--- TASK BRIEF ---
From the listing below, select every line where the word "that" appears.

>>>

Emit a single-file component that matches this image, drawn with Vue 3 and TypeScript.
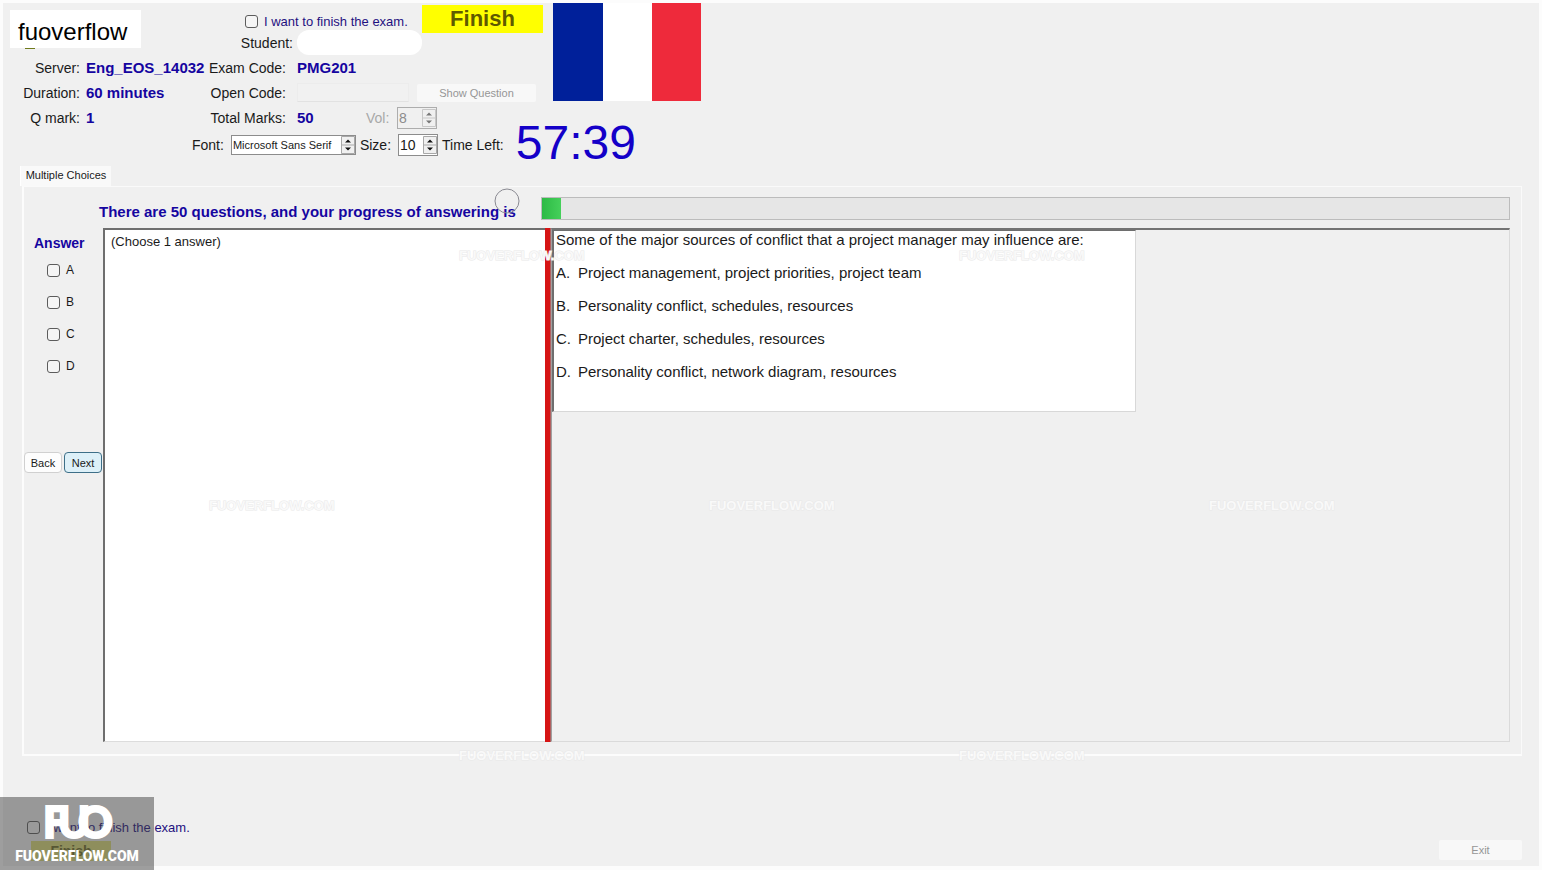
<script setup lang="ts">
import { ref } from 'vue'

interface Choice {
  key: string
  text: string
}

const choices: Choice[] = [
  { key: 'A', text: 'Project management, project priorities, project team' },
  { key: 'B', text: 'Personality conflict, schedules, resources' },
  { key: 'C', text: 'Project charter, schedules, resources' },
  { key: 'D', text: 'Personality conflict, network diagram, resources' },
]

const total = 50
const answered = ref(1)
const picked = ref<string[]>([])
const finishTop = ref(false)
const finishBottom = ref(false)
const volume = ref(8)
const fontSize = ref(10)
const fontName = ref('Microsoft Sans Serif')

const marks = [
  { x: 459, y: 256 },
  { x: 959, y: 256 },
  { x: 209, y: 506 },
  { x: 709, y: 506 },
  { x: 1209, y: 506 },
  { x: 459, y: 756 },
  { x: 959, y: 756 },
]
</script>

<template>
  <main class="window">
    <header class="header">
      <div class="top">
        <section class="col-server">
          <div class="brand">fuoverflow</div>
          <dl class="facts">
            <div><dt>Server:</dt><dd>Eng_EOS_14032</dd></div>
            <div><dt>Duration:</dt><dd>60 minutes</dd></div>
            <div><dt>Q mark:</dt><dd>1</dd></div>
          </dl>
        </section>

        <section class="col-exam">
          <div class="row row-finish">
            <label class="finish-check">
              <input v-model="finishTop" type="checkbox" />
              <span>I want to finish the exam.</span>
            </label>
            <button type="button" class="finish">Finish</button>
          </div>
          <div class="row row-student">
            <span class="label">Student:</span>
            <span class="student"></span>
          </div>
          <div class="row">
            <span class="label">Exam Code:</span>
            <strong>PMG201</strong>
          </div>
          <div class="row">
            <label class="label" for="open-code">Open Code:</label>
            <input id="open-code" class="open-code" type="text" disabled />
            <button type="button" class="flat show" disabled>Show Question</button>
          </div>
          <div class="row">
            <span class="label">Total Marks:</span>
            <strong class="marks">{{ total }}</strong>
            <label class="dim" for="vol">Vol:</label>
            <span class="spin off">
              <input id="vol" v-model="volume" type="number" disabled />
              <svg class="arrows" viewBox="0 0 14 18" aria-hidden="true">
                <path d="M0.5 0.5h13v17h-13zM0 9h14" class="edge" />
                <path d="M4 6.500h6L7 3.500zM4 11.500h6L7 14.500z" class="tri" />
              </svg>
            </span>
          </div>
        </section>

        <svg class="flag" viewBox="0 0 148 98" role="img" aria-label="Flag of France">
          <rect width="50" height="98" fill="#00209a" />
          <rect x="50" width="49" height="98" fill="#fff" />
          <rect x="99" width="49" height="98" fill="#ee2a3b" />
        </svg>
      </div>

      <div class="font-row">
        <label class="before" for="font-name">Font:</label>
        <span class="spin wide">
          <select id="font-name" v-model="fontName">
            <option>Microsoft Sans Serif</option>
          </select>
          <svg class="arrows" viewBox="0 0 14 18" aria-hidden="true">
            <path d="M0.5 0.5h13v17h-13zM0 9h14" class="edge" />
            <path d="M4 6.500h6L7 3.500zM4 11.500h6L7 14.500z" class="tri" />
          </svg>
        </span>
        <label class="before" for="font-size">Size:</label>
        <span class="spin">
          <input id="font-size" v-model="fontSize" type="number" />
          <svg class="arrows" viewBox="0 0 14 18" aria-hidden="true">
            <path d="M0.5 0.5h13v17h-13zM0 9h14" class="edge" />
            <path d="M4 6.500h6L7 3.500zM4 11.500h6L7 14.500z" class="tri" />
          </svg>
        </span>
        <span>Time Left:</span>
        <span class="clock">57:39</span>
      </div>
    </header>

    <div class="tabs" role="tablist">
      <button type="button" role="tab" aria-selected="true" class="tab">Multiple Choices</button>
    </div>

    <section class="panel" role="tabpanel">
      <div class="progress-row">
        <p class="progress-text">
          There are {{ total }} questions, and your progress of answering is
          <svg class="pointer" viewBox="0 0 26 26" aria-hidden="true">
            <circle cx="13" cy="13" r="12" fill="none" stroke="#8a8a92" />
          </svg>
        </p>
        <div class="bar" role="progressbar" :aria-valuenow="answered" :aria-valuemax="total">
          <div class="fill" :style="{ width: (answered / total) * 100 + '%' }"></div>
        </div>
      </div>

      <div class="body">
        <fieldset class="answers">
          <legend>Answer</legend>
          <label v-for="c in choices" :key="c.key">
            <input v-model="picked" type="checkbox" :value="c.key" />
            <span>{{ c.key }}</span>
          </label>
          <div class="nav">
            <button type="button">Back</button>
            <button type="button" class="next">Next</button>
          </div>
        </fieldset>
        <div class="prompt">(Choose 1 answer)</div>
        <div class="splitter"></div>
        <div class="view">
          <article class="question">
            <p>Some of the major sources of conflict that a project manager may influence are:</p>
            <p v-for="c in choices" :key="c.key">
              <span class="key">{{ c.key }}.</span>{{ c.text }}
            </p>
          </article>
        </div>
      </div>
    </section>

    <footer class="footer">
      <div class="footer-left">
        <label class="finish-check">
          <input v-model="finishBottom" type="checkbox" />
          <span>I want to finish the exam.</span>
        </label>
        <button type="button" class="finish small">Finish</button>
      </div>
      <button type="button" class="flat exit" disabled>Exit</button>
    </footer>

    <svg class="marks-layer" aria-hidden="true">
      <text v-for="(m, i) in marks" :key="i" class="mark-word" :x="m.x" :y="m.y + 4">FUOVERFLOW.COM</text>
    </svg>

    <div class="logo">
      <svg viewBox="0 0 154 73" role="img" aria-label="FUO">
        <text class="logo-mark" x="43 58 78" y="41">FUO</text>
        <text class="logo-word" x="77" y="64" text-anchor="middle">FUOVERFLOW.COM</text>
      </svg>
    </div>
  </main>
</template>

<style>
body {
  margin: 0;
  background: #fff;
}
</style>

<style scoped>
.window {
  position: relative;
  box-sizing: border-box;
  min-height: 100vh;
  display: flex;
  flex-direction: column;
  border: 3px solid #fcfcfc;
  border-bottom-width: 4px;
  background: #f0f0f0;
  color: #1a1a1a;
  font-family: "Liberation Sans", Arial, sans-serif;
  font-size: 14px;
}

button,
input,
select {
  font-family: inherit;
  box-sizing: border-box;
  margin: 0;
}

.top {
  display: flex;
  align-items: flex-start;
  height: 127px;
}

.col-server {
  width: 203px;
  flex: none;
}

.brand {
  position: relative;
  box-sizing: border-box;
  width: 131px;
  height: 38px;
  margin: 7px 0 7px 7px;
  padding-left: 8px;
  line-height: 43px;
  font-size: 24px;
  color: #000;
  background: #fff;
}

.brand::after {
  content: "";
  position: absolute;
  left: 15px;
  bottom: -1px;
  width: 10px;
  height: 1px;
  background: #6f7a1c;
}

.facts {
  margin: 0;
}

.facts div {
  display: flex;
  align-items: center;
  gap: 6px;
  height: 25px;
  white-space: nowrap;
}

dt {
  width: 77px;
  flex: none;
  text-align: right;
}

dd {
  margin: 0;
}

dd,
strong {
  font-size: 15px;
  font-weight: bold;
  color: #1505a0;
}

.col-exam {
  width: 347px;
  flex: none;
}

.row {
  display: flex;
  align-items: center;
  height: 25px;
}

.label {
  width: 80px;
  flex: none;
  margin-right: 11px;
  text-align: right;
  white-space: nowrap;
}

.row-finish {
  height: 27px;
  align-items: flex-start;
  padding-left: 39px;
}

.row-student .label {
  width: 87px;
  margin-right: 4px;
}

.finish-check {
  display: flex;
  align-items: center;
  gap: 6px;
  font-size: 13px;
  color: #1f1080;
  white-space: nowrap;
}

.row-finish .finish-check {
  width: 177px;
  height: 36px;
}

input[type="checkbox"] {
  appearance: none;
  flex: none;
  width: 13px;
  height: 13px;
  border: 1px solid #5c5c5c;
  border-radius: 3px;
  background: #f5f5f5;
}

input[type="checkbox"]:checked {
  background: #1505a0;
}

.finish {
  width: 121px;
  height: 28px;
  margin-top: 2px;
  padding: 0;
  border: 0;
  background: #ffff00;
  color: #5f5a00;
  font-size: 22px;
  font-weight: bold;
  line-height: 26px;
}

.student {
  width: 125px;
  height: 25px;
  border-radius: 12px;
  background: #fff;
}

.open-code {
  width: 112px;
  height: 19px;
  border: 1px solid #ececec;
  border-bottom-color: #e2e2e2;
  background: #f1f1f1;
}

.flat {
  padding: 0;
  border: 0;
  border-radius: 2px;
  background: #f8f8f8;
  color: #969696;
  font-size: 11px;
}

.show {
  width: 119px;
  height: 18px;
  margin-left: 8px;
}

.marks {
  width: 69px;
}

.dim {
  width: 31px;
  color: #a8a8a8;
}

.spin {
  box-sizing: border-box;
  display: flex;
  align-items: center;
  width: 40px;
  height: 22px;
  border: 1px solid #8c8c8c;
  background: #fff;
}

.spin.wide {
  width: 125px;
  height: 20px;
}

.spin.off {
  background: #f0f0f0;
  border-color: #adadad;
}

.spin input,
.spin select {
  appearance: none;
  flex: 1;
  min-width: 0;
  height: 18px;
  padding: 0 0 0 1px;
  border: 0;
  background: transparent;
  color: #1a1a1a;
  font-size: 14px;
}

.spin input {
  appearance: textfield;
}

.spin input::-webkit-inner-spin-button {
  appearance: none;
  margin: 0;
}

.spin select {
  font-size: 11px;
}

.spin.off input {
  color: #8c8c8c;
}

.arrows {
  flex: none;
  width: 14px;
  height: 18px;
}

.edge {
  fill: #f0f0f0;
  stroke: #a8a8a8;
}

.tri {
  fill: #111;
}

.off .edge {
  stroke: #c8c8c8;
}

.off .tri {
  fill: #777;
}

.flag {
  flex: none;
  width: 148px;
  height: 98px;
}

.font-row {
  display: flex;
  align-items: center;
  height: 30px;
  padding-left: 189px;
  gap: 4px;
  white-space: nowrap;
}

.before {
  margin-right: 3px;
}

.clock {
  margin: 0 0 4px 8px;
  font-size: 48px;
  line-height: 26px;
  color: #1400c8;
}

.tabs {
  display: flex;
  margin: 6px 0 0 17px;
}

.tab {
  width: 91px;
  height: 20px;
  padding: 0 0 2px;
  border: 0;
  border-left: 1px solid #fff;
  background: #f9f9f9;
  color: #1a1a1a;
  font-size: 11px;
  white-space: nowrap;
}

.panel {
  flex: 1;
  display: flex;
  flex-direction: column;
  margin: 0 17px 0 19px;
  padding: 10px 11px 12px 0;
  border: 1px solid #fafafa;
  border-left: 2px solid #fcfcfc;
  border-bottom: 2px solid #fcfcfc;
}

.progress-row {
  display: flex;
  align-items: flex-end;
  height: 23px;
  margin-bottom: 8px;
}

.progress-text {
  position: relative;
  box-sizing: border-box;
  width: 517px;
  flex: none;
  margin: 0;
  padding-left: 75px;
  font-size: 15px;
  font-weight: bold;
  line-height: 16px;
  color: #1505a0;
  white-space: nowrap;
}

.pointer {
  position: absolute;
  right: 21px;
  bottom: 6px;
  width: 26px;
  height: 26px;
}

.bar {
  box-sizing: border-box;
  flex: 1;
  height: 23px;
  border: 1px solid #bcbcbc;
  background: #e6e6e6;
}

.fill {
  height: 100%;
  background: linear-gradient(90deg, #2dba45, #45d05a);
}

.body {
  flex: 1;
  display: grid;
  grid-template-columns: 79px minmax(0, 442fr) 6px minmax(0, 959fr);
}

.answers {
  margin: 0;
  padding: 0;
  border: 0;
  min-width: 0;
}

.answers legend {
  float: left;
  width: 100%;
  padding: 6px 0 2px 10px;
  box-sizing: border-box;
  font-size: 14px;
  font-weight: bold;
  line-height: 18px;
  color: #1505a0;
}

.answers label {
  clear: both;
  display: flex;
  align-items: center;
  gap: 6px;
  height: 32px;
  padding-left: 23px;
  font-size: 12px;
}

.nav {
  display: flex;
  gap: 2px;
  margin-top: 70px;
}

.nav button {
  width: 38px;
  height: 21px;
  padding: 0;
  border: 1px solid #d0d0d0;
  border-radius: 4px;
  background: #fdfdfd;
  color: #1a1a1a;
  font-size: 11px;
}

.nav .next {
  border-color: #3d6f88;
  background: #ddf0f8;
}

.prompt {
  padding: 4px 6px;
  border: 1px solid #dcdcdc;
  border-top: 2px solid #6e6e6e;
  border-left: 2px solid #6e6e6e;
  border-right: 0;
  background: #fff;
  font-size: 13px;
  line-height: 16px;
}

.splitter {
  border-right: 1px solid #b06060;
  background: #d61414;
}

.view {
  border: 1px solid #dadada;
  border-top: 2px solid #747474;
  border-left: 1px solid #a0a0a0;
}

.question {
  box-sizing: border-box;
  width: 61%;
  min-height: 182px;
  padding: 0 2px;
  border: 1px solid #d8d8d8;
  border-top-color: #6e6e6e;
  border-left: 2px solid #6e6e6e;
  background: #fff;
  font-size: 15px;
  line-height: 18px;
}

.question p {
  margin: 0 0 15px;
}

.key {
  display: inline-block;
  width: 22px;
}

.footer {
  display: flex;
  align-items: flex-end;
  justify-content: space-between;
  height: 110px;
}

.footer-left {
  display: flex;
  flex-direction: column;
  padding: 0 0 5px 24px;
}

.finish.small {
  width: 80px;
  height: 20px;
  margin: 6px 0 0 4px;
  background: #dcdc78;
  color: #6c6c28;
  font-size: 14px;
  line-height: 16px;
}

.exit {
  width: 83px;
  height: 20px;
  margin: 0 17px 6px 0;
}

.marks-layer {
  position: absolute;
  inset: -3px;
  width: calc(100% + 6px);
  height: calc(100% + 7px);
  pointer-events: none;
}

.mark-word {
  font-size: 13px;
  font-weight: bold;
  fill: #f9f9f9;
  stroke: #e9e9e9;
  stroke-width: 1px;
  paint-order: stroke;
}

.logo {
  position: absolute;
  left: -3px;
  bottom: -4px;
  width: 154px;
  height: 73px;
  background: rgba(64, 64, 64, 0.5);
  pointer-events: none;
}

.logo svg {
  display: block;
  width: 154px;
  height: 73px;
}

.logo-mark {
  font-family: Lato, "Liberation Sans", sans-serif;
  font-size: 43px;
  font-weight: 900;
  fill: #fff;
  stroke: #fff;
  stroke-width: 2px;
}

.logo-word {
  font-family: Roboto, "Liberation Sans", sans-serif;
  font-size: 14px;
  font-weight: 900;
  fill: #fff;
}
</style>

<<<

--- ANSWER IN FULL ---
Emit a single-file component that matches this image, drawn with Vue 3 and TypeScript.
            <p>Some of the major sources of conflict that a project manager may influence are:</p>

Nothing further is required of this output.